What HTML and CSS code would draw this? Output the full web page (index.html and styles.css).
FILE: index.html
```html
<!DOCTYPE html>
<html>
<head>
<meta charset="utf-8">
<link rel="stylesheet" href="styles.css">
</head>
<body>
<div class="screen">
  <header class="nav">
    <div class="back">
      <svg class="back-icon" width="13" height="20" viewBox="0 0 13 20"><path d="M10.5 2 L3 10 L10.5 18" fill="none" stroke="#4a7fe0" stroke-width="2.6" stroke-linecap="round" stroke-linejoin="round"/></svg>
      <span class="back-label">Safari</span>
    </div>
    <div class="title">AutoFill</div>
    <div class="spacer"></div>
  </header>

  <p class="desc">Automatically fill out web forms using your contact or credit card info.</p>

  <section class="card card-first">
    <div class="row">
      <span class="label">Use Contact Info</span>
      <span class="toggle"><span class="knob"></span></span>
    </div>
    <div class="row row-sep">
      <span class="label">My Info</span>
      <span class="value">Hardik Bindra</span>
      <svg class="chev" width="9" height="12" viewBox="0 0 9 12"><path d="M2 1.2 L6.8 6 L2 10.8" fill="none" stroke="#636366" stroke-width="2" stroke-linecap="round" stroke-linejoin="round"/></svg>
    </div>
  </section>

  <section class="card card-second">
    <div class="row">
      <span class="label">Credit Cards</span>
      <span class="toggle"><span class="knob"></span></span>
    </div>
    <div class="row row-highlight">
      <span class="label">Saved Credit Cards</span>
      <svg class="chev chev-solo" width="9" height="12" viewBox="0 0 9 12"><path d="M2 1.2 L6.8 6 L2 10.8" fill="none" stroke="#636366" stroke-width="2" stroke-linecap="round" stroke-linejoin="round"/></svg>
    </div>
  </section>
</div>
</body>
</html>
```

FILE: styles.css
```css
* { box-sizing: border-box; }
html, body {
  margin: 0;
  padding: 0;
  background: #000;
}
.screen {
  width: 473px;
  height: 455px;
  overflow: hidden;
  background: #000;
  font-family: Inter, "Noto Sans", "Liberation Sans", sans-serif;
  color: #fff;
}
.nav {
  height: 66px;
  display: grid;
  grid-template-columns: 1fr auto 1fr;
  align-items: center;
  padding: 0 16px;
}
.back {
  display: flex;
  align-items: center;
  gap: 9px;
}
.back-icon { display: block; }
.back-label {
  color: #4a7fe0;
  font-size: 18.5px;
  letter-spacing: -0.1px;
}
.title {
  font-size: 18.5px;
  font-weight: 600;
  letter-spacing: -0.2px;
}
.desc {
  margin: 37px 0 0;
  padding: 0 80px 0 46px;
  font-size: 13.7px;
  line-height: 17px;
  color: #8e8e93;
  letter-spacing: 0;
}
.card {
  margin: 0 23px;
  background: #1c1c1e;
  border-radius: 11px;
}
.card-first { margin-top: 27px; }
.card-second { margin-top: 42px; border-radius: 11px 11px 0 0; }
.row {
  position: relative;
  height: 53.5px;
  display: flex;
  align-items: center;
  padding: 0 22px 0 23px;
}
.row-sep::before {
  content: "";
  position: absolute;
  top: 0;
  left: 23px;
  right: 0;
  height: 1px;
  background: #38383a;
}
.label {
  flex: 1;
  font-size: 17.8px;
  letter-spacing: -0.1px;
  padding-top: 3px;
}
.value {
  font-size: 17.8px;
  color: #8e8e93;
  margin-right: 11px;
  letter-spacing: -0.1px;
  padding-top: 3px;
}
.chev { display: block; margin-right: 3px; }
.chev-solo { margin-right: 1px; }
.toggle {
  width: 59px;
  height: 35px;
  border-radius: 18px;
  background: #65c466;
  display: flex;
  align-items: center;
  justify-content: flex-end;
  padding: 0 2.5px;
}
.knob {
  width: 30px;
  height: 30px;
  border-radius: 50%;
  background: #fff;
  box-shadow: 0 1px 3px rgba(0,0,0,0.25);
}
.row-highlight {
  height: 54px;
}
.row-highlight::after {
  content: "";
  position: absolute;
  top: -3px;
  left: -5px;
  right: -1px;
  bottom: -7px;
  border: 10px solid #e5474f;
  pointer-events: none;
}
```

:::::

- _STATED EXERCISE_
Report how many lines of the listing hold the string "index", giving only the number.

- _TASK SOLUTION_
2